■ Set task:
Scan the data below. Pull out each line where "this" occurs.

■ Input records:
##########

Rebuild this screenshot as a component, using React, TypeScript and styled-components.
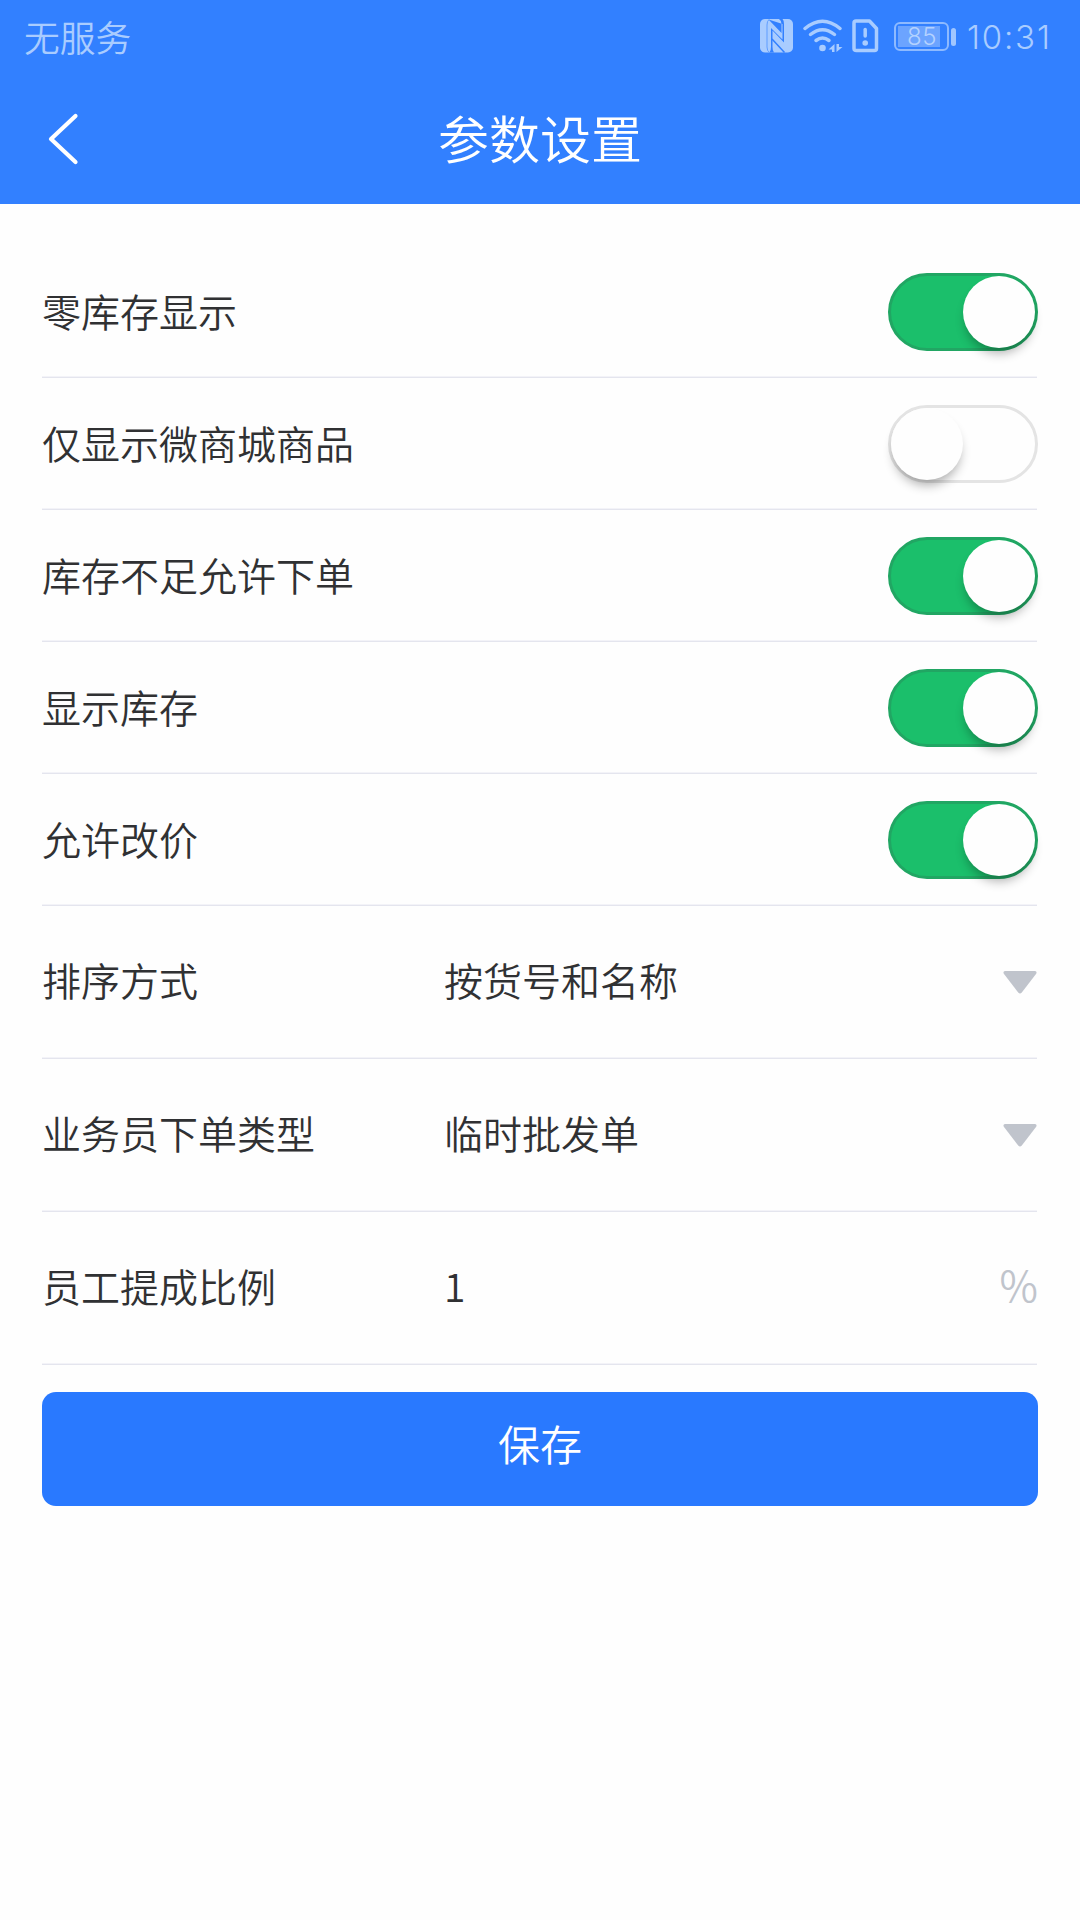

##########

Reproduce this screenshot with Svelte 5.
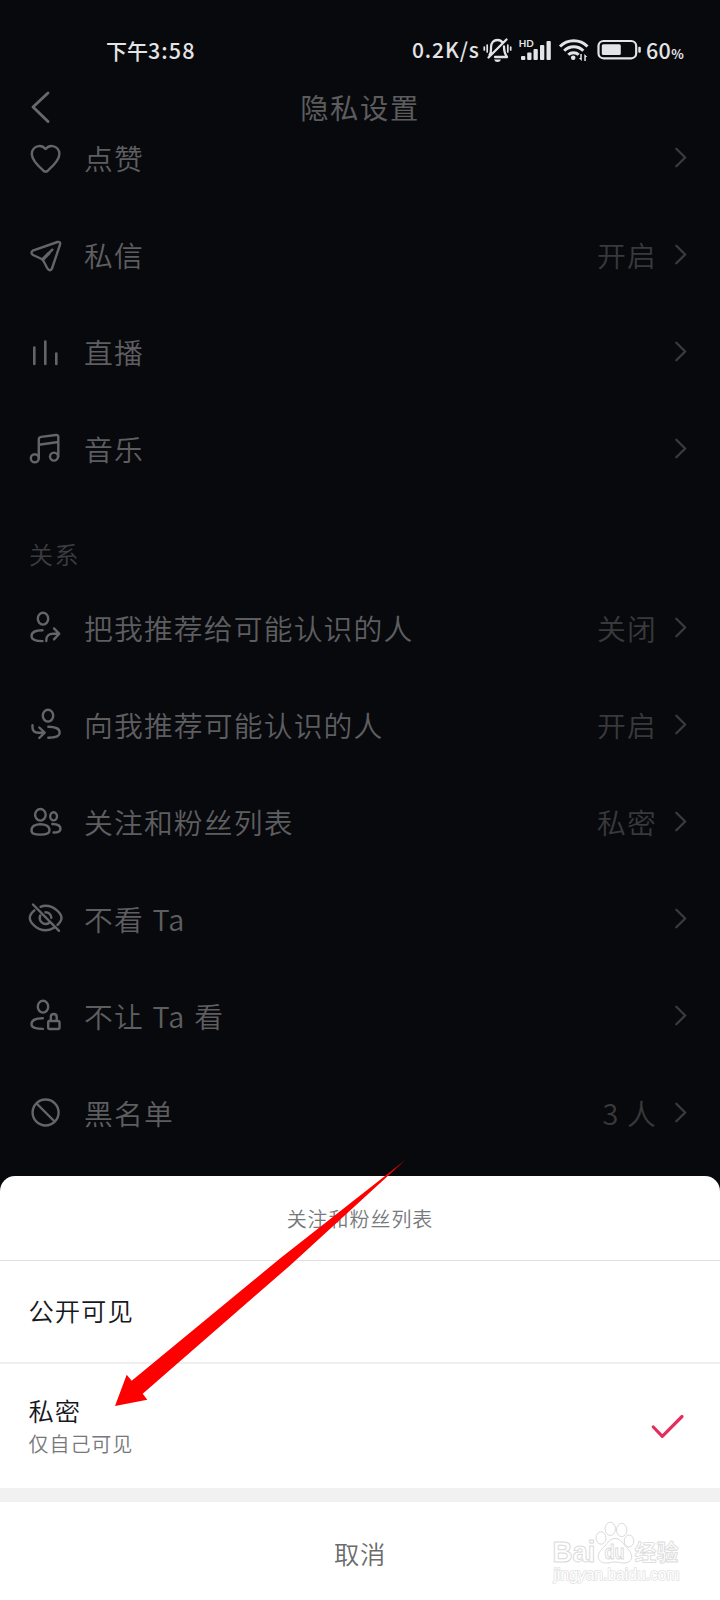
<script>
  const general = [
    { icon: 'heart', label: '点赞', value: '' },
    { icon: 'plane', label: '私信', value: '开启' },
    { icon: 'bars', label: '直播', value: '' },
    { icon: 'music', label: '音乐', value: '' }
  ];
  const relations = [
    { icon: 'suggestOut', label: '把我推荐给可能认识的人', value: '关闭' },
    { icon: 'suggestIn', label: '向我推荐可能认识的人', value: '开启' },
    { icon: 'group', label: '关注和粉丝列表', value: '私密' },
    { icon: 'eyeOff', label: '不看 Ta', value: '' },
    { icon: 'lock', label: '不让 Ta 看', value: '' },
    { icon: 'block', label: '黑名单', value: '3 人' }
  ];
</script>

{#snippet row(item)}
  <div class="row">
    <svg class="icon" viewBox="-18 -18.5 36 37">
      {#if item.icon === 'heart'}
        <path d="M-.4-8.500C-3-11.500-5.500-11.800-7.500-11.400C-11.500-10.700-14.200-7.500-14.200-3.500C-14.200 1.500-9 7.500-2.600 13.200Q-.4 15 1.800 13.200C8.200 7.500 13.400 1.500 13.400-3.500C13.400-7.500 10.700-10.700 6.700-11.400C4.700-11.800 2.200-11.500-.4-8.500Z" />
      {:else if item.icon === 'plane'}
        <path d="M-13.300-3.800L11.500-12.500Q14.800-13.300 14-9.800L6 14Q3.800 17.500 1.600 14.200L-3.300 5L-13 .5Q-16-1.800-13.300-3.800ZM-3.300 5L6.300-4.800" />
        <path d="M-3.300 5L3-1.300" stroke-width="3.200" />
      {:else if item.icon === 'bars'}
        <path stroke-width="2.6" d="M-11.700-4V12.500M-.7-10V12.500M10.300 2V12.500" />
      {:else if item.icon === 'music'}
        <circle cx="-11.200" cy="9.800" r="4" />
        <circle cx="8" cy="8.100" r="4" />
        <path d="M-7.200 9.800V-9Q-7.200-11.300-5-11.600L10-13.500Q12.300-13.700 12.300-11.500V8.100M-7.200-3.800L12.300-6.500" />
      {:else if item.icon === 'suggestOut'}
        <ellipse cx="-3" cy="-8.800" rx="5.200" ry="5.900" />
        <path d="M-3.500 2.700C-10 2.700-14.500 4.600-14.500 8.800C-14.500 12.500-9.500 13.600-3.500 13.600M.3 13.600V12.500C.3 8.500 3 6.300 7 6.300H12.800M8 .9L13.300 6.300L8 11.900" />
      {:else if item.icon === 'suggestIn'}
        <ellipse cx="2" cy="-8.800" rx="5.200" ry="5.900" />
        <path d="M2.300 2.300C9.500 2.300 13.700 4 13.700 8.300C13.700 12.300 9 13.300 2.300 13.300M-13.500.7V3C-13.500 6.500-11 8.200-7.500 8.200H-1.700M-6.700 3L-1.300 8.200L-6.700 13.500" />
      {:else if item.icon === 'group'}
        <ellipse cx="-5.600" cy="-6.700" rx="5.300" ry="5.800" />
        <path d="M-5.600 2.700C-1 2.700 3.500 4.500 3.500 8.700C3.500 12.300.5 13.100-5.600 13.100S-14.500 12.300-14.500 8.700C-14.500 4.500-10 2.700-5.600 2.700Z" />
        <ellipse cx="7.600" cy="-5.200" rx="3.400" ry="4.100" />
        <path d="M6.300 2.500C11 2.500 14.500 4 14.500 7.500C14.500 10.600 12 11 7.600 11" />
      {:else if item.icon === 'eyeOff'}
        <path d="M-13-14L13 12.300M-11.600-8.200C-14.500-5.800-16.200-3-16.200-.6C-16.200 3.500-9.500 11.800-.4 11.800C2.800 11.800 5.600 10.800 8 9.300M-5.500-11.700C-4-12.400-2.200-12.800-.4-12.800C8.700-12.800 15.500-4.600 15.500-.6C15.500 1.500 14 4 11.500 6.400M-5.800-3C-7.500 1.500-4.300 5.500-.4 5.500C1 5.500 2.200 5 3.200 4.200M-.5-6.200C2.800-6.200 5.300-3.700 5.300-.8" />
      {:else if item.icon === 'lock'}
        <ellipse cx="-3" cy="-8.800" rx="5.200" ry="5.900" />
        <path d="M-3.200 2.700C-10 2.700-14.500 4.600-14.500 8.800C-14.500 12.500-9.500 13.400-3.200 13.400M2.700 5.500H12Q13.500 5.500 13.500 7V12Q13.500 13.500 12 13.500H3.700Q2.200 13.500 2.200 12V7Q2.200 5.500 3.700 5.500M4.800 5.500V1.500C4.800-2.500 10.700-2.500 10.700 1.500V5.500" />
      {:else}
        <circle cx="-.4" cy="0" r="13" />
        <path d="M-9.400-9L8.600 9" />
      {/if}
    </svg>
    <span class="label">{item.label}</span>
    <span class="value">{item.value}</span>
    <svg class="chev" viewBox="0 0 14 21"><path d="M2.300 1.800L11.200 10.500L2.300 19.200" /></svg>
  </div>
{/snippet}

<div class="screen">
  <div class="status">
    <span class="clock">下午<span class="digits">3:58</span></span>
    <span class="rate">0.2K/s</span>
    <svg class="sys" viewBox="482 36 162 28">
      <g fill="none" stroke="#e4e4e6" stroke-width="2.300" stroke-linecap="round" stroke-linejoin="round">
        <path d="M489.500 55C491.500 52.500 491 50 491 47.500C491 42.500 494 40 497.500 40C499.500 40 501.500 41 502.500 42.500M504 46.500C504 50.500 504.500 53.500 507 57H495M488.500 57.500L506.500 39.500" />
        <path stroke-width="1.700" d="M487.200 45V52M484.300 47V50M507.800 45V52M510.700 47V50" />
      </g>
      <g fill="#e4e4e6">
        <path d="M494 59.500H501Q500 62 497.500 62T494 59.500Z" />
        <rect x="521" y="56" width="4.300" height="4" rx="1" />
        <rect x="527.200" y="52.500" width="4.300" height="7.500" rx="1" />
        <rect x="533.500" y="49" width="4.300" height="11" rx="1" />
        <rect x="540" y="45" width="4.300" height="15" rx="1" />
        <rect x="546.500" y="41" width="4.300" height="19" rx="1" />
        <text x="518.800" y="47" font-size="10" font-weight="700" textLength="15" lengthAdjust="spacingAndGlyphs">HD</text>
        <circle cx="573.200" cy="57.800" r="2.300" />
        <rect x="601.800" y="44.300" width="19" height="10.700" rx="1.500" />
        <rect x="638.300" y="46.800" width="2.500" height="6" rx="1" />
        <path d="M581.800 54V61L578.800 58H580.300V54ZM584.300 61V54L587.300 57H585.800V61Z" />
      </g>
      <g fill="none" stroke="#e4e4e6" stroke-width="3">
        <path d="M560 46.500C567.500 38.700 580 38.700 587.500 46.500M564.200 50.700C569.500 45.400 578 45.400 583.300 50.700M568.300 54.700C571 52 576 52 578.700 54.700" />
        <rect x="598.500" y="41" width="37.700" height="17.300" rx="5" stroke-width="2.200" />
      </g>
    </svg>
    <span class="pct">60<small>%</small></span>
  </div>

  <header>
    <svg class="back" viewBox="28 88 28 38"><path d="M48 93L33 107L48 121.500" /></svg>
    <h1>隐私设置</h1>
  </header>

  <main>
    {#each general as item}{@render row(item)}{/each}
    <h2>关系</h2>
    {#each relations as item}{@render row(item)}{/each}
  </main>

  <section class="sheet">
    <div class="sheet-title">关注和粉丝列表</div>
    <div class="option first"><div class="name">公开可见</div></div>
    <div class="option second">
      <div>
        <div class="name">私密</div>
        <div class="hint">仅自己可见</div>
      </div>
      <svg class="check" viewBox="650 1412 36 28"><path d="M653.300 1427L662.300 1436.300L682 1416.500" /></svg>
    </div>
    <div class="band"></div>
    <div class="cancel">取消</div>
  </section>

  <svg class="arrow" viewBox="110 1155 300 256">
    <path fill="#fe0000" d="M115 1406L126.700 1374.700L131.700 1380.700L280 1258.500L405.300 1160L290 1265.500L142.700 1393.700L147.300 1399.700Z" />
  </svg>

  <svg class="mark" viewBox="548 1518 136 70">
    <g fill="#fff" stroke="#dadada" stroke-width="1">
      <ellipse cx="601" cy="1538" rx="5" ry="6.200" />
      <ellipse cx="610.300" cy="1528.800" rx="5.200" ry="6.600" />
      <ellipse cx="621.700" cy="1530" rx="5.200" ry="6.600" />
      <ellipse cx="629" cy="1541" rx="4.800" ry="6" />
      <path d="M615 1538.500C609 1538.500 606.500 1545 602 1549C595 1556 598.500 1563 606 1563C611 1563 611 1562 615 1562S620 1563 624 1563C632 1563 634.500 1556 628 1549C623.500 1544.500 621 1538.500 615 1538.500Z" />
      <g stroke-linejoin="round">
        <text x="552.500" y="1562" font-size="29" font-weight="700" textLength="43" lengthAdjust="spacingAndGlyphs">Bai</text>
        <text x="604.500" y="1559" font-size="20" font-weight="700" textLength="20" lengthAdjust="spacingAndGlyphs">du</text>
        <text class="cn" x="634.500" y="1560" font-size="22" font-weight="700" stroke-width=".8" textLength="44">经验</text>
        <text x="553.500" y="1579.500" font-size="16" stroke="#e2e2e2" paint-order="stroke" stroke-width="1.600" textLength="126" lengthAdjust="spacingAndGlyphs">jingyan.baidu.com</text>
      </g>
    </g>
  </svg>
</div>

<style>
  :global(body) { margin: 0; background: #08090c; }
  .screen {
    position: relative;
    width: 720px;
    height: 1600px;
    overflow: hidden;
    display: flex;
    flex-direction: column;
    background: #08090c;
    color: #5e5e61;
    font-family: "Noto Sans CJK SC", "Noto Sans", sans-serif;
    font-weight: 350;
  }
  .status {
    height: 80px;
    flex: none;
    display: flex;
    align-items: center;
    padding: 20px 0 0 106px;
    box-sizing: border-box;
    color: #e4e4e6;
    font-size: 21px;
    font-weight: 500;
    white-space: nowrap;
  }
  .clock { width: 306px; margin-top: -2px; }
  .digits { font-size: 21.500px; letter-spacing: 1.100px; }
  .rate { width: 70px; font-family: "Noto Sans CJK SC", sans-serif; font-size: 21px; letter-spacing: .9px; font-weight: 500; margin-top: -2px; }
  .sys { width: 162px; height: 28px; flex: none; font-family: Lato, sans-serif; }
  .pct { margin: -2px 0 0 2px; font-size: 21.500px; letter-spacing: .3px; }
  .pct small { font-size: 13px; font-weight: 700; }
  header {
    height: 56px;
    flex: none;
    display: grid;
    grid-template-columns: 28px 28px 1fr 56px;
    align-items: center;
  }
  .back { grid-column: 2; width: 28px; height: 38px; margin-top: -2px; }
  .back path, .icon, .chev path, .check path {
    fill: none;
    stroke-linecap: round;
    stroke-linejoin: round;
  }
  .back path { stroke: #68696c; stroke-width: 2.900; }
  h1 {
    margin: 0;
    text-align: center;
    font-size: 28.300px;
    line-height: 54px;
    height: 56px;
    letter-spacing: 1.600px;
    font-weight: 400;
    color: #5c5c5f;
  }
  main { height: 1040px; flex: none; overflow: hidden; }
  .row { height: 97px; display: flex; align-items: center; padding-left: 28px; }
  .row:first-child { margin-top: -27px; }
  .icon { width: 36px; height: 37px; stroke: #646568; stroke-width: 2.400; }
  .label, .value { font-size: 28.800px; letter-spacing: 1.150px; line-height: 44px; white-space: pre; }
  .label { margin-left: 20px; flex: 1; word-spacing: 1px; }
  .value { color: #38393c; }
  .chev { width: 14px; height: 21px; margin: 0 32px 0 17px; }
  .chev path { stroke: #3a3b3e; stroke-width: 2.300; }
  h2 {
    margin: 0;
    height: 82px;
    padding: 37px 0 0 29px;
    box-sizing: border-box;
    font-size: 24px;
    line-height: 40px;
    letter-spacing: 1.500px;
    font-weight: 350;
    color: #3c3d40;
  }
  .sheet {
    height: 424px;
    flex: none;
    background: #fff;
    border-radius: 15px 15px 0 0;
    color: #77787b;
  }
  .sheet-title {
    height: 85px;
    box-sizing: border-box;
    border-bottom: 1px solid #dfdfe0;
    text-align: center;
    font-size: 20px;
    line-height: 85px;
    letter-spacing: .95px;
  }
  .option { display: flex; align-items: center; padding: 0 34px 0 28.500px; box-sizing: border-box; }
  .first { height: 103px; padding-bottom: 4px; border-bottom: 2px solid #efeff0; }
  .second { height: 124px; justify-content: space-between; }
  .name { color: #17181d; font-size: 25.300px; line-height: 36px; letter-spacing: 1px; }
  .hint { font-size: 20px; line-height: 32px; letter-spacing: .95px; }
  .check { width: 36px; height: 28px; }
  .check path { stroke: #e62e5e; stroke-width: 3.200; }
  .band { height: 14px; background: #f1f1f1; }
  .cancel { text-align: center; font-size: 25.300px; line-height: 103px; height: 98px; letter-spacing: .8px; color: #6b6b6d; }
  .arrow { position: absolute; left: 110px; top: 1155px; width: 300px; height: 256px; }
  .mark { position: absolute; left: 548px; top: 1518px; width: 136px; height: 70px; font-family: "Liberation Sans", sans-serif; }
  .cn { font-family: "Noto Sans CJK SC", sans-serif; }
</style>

##########

■ Final result:
Rebuild this screenshot as a component, using React, TypeScript and styled-components.
Reproduce this screenshot with Svelte 5.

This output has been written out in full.